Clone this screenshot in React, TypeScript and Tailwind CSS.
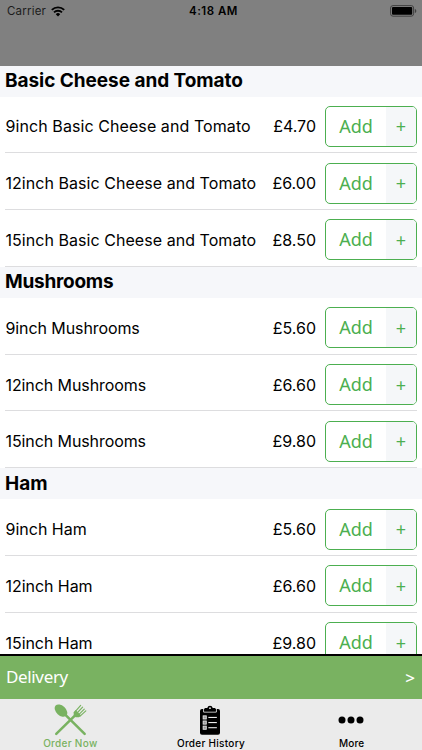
import React from 'react';

interface MenuItem {
  name: string;
  price: string;
  tracking: string;
}

interface MenuSection {
  title: string;
  tracking: string;
  items: MenuItem[];
}

const SECTIONS: MenuSection[] = [
  {
    title: 'Basic Cheese and Tomato',
    tracking: 'tracking-[-0.05px]',
    items: [
      { name: '9inch Basic Cheese and Tomato', price: '£4.70', tracking: 'tracking-[0.08px]' },
      { name: '12inch Basic Cheese and Tomato', price: '£6.00', tracking: 'tracking-[0.05px]' },
      { name: '15inch Basic Cheese and Tomato', price: '£8.50', tracking: 'tracking-[0.05px]' },
    ],
  },
  {
    title: 'Mushrooms',
    tracking: 'tracking-[-0.25px]',
    items: [
      { name: '9inch Mushrooms', price: '£5.60', tracking: 'tracking-[-0.09px]' },
      { name: '12inch Mushrooms', price: '£6.60', tracking: 'tracking-[-0.09px]' },
      { name: '15inch Mushrooms', price: '£9.80', tracking: 'tracking-[-0.09px]' },
    ],
  },
  {
    title: 'Ham',
    tracking: 'tracking-[0px]',
    items: [
      { name: '9inch Ham', price: '£5.60', tracking: 'tracking-[0px]' },
      { name: '12inch Ham', price: '£6.60', tracking: 'tracking-[-0.05px]' },
      { name: '15inch Ham', price: '£9.80', tracking: 'tracking-[-0.05px]' },
    ],
  },
];

const WifiIcon = () => (
  <svg width="14" height="11" viewBox="0 0 14 11" fill="none" stroke="#000" strokeWidth="1.9">
    <path d="M0.8 3.9a8.8 8.8 0 0 1 12.4 0" />
    <path d="M3 6.4a5.7 5.7 0 0 1 8 0" />
    <path d="M7 10.4 4.8 8.2a3.1 3.1 0 0 1 4.4 0z" fill="#000" stroke="none" />
  </svg>
);

const BatteryIcon = () => (
  <svg width="27" height="12" viewBox="0 0 27 12">
    <rect x="0.6" y="0.6" width="23" height="10.6" rx="2.4" fill="none" stroke="#404040" strokeWidth="1" />
    <rect x="2" y="2" width="20.2" height="7.8" rx="1" fill="#000" />
    <path d="M24.8 4v4c1-.3 1.5-1 1.5-2s-.5-1.7-1.5-2z" fill="#404040" />
  </svg>
);

const CutleryIcon = () => (
  <svg width="33" height="32" viewBox="0 0 34 33" fill="#79b261">
    <ellipse cx="7.2" cy="6.8" rx="7.6" ry="5" transform="rotate(43 7.2 6.8)" />
    <path d="M11 10.5 31.6 30.8" stroke="#79b261" strokeWidth="2.6" strokeLinecap="round" />
    <path d="M2.3 30.9 22 11.5" stroke="#79b261" strokeWidth="2.6" strokeLinecap="round" />
    <path d="M20.4 8.4c-.4 2.2 0 3.600.8 4.400s2.300 1.200 4.500.8l2-2-5.400-5.300z" />
    <path
      d="M21.400 8.400 27.500 1.500M23.300 9.800l6.200-6.500M25 11.500l6.200-6.200M26.600 12.800l6.200-5.700"
      stroke="#79b261"
      strokeWidth="1.2"
      strokeLinecap="round"
    />
  </svg>
);

const ClipboardIcon = () => (
  <svg width="20" height="30" viewBox="0.800 0 20.400 30.400" preserveAspectRatio="none">
    <rect x="0.8" y="4" width="20.4" height="26.2" rx="2" fill="#000" />
    <path d="M4.5 4v3.2h13V4" fill="none" stroke="#ebebeb" strokeWidth="0.9" />
    <path d="M5.2 6.400V4.2c0-.8.5-1.200 1.300-1.200h1.700a2.900 2.900 0 0 1 5.600 0h1.700c.8 0 1.300.4 1.300 1.200v2.200z" fill="#000" />
    <circle cx="11" cy="3.2" r="0.9" fill="#ebebeb" />
    {[11, 16.2, 21.4].map((y) => (
      <g key={y}>
        <rect x="4" y={y} width="3.2" height="3.2" fill="#999" stroke="#ebebeb" strokeWidth="0.9" />
        <path d={`M9.3 ${y + 1.6}h8.7`} stroke="#ebebeb" strokeWidth="1.1" />
      </g>
    ))}
  </svg>
);

const DotsIcon = () => (
  <svg width="26" height="8" viewBox="0 0 26 8">
    <circle cx="4" cy="4" r="3.5" />
    <circle cx="13" cy="4" r="3.5" />
    <circle cx="22" cy="4" r="3.5" />
  </svg>
);

const StatusBar = () => (
  <header className="h-[65.5px] shrink-0 bg-[#808080]">
    <div className="grid h-[22px] grid-cols-3 items-center pl-[7px] pr-[5px] text-[11.5px] text-black">
      <div className="flex items-center gap-[5px]">
        <span className="pt-px tracking-[0.2px] text-[#1c1c1c]">Carrier</span>
        <WifiIcon />
      </div>
      <span className="pl-[3px] pt-px text-center font-semibold tracking-[0.5px]">4:18 AM</span>
      <div className="flex justify-end">
        <BatteryIcon />
      </div>
    </div>
  </header>
);

const AddButton = () => (
  <button
    type="button"
    className="flex h-[41px] w-[92px] shrink-0 overflow-hidden rounded-[5px] border border-[#4caf50] font-['Noto_Sans','Open_Sans',sans-serif] text-[#4caf50]"
  >
    <span className="flex h-full w-[60px] items-center justify-center text-[18px]">Add</span>
    <span className="flex h-full flex-1 items-center justify-center bg-[#f5f7f9] pt-px text-[18px]">+</span>
  </button>
);

const MenuRow = ({ item }: { item: MenuItem }) => (
  <li className="mx-[5px] flex h-[56.8px] items-center border-b border-[#dddddf] pt-[4px]">
    <span className={`flex-1 whitespace-nowrap pl-[0.5px] ${item.tracking}`}>{item.name}</span>
    <span className="mr-[9px]">{item.price}</span>
    <AddButton />
  </li>
);

const App: React.FC = () => {
  return (
    <div className="flex h-[750px] w-[422px] flex-col overflow-hidden bg-white font-['Inter',sans-serif] text-black">
      <StatusBar />

      {/* Menu list */}
      <main className="min-h-0 flex-1 overflow-hidden text-[16px]">
        {SECTIONS.map((section) => (
          <section key={section.title}>
            <h2 className={`flex h-[31px] items-center bg-[#f6f7fa] pl-[5px] text-[19px] font-bold ${section.tracking}`}>
              {section.title}
            </h2>
            <ul>
              {section.items.map((item) => (
                <MenuRow key={item.name} item={item} />
              ))}
            </ul>
          </section>
        ))}
      </main>

      {/* Delivery bar */}
      <div className="flex h-[45px] shrink-0 items-center justify-between border-t-2 border-black bg-[#79b261] pl-[6px] pr-[7px] font-['Noto_Sans',sans-serif] text-[17px] text-white">
        <span className="pb-px tracking-[-0.35px]">Delivery</span>
        <span className="font-medium">&gt;</span>
      </div>

      {/* Tab bar */}
      <nav className="grid h-[51px] shrink-0 grid-cols-3 bg-[#ebebeb] text-[10px] font-medium">
        <a className="flex flex-col items-center text-[#79b261]">
          <span className="flex h-[37px] items-center pt-[5px]"><CutleryIcon /></span>
          <span className="tracking-[0.3px]">Order Now</span>
        </a>
        <a className="flex flex-col items-center">
          <span className="flex h-[37px] items-center pr-px pt-[5px]"><ClipboardIcon /></span>
          <span className="tracking-[0.28px]">Order History</span>
        </a>
        <a className="flex flex-col items-center">
          <span className="flex h-[37px] items-center pr-px pt-[4px]"><DotsIcon /></span>
          <span className="tracking-[0.2px]">More</span>
        </a>
      </nav>
    </div>
  );
};

export default App;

--------------------------------------------------

Look through the lines above and collect those with the word "React".

Clone this screenshot in React, TypeScript and Tailwind CSS.
import React from 'react';
const App: React.FC = () => {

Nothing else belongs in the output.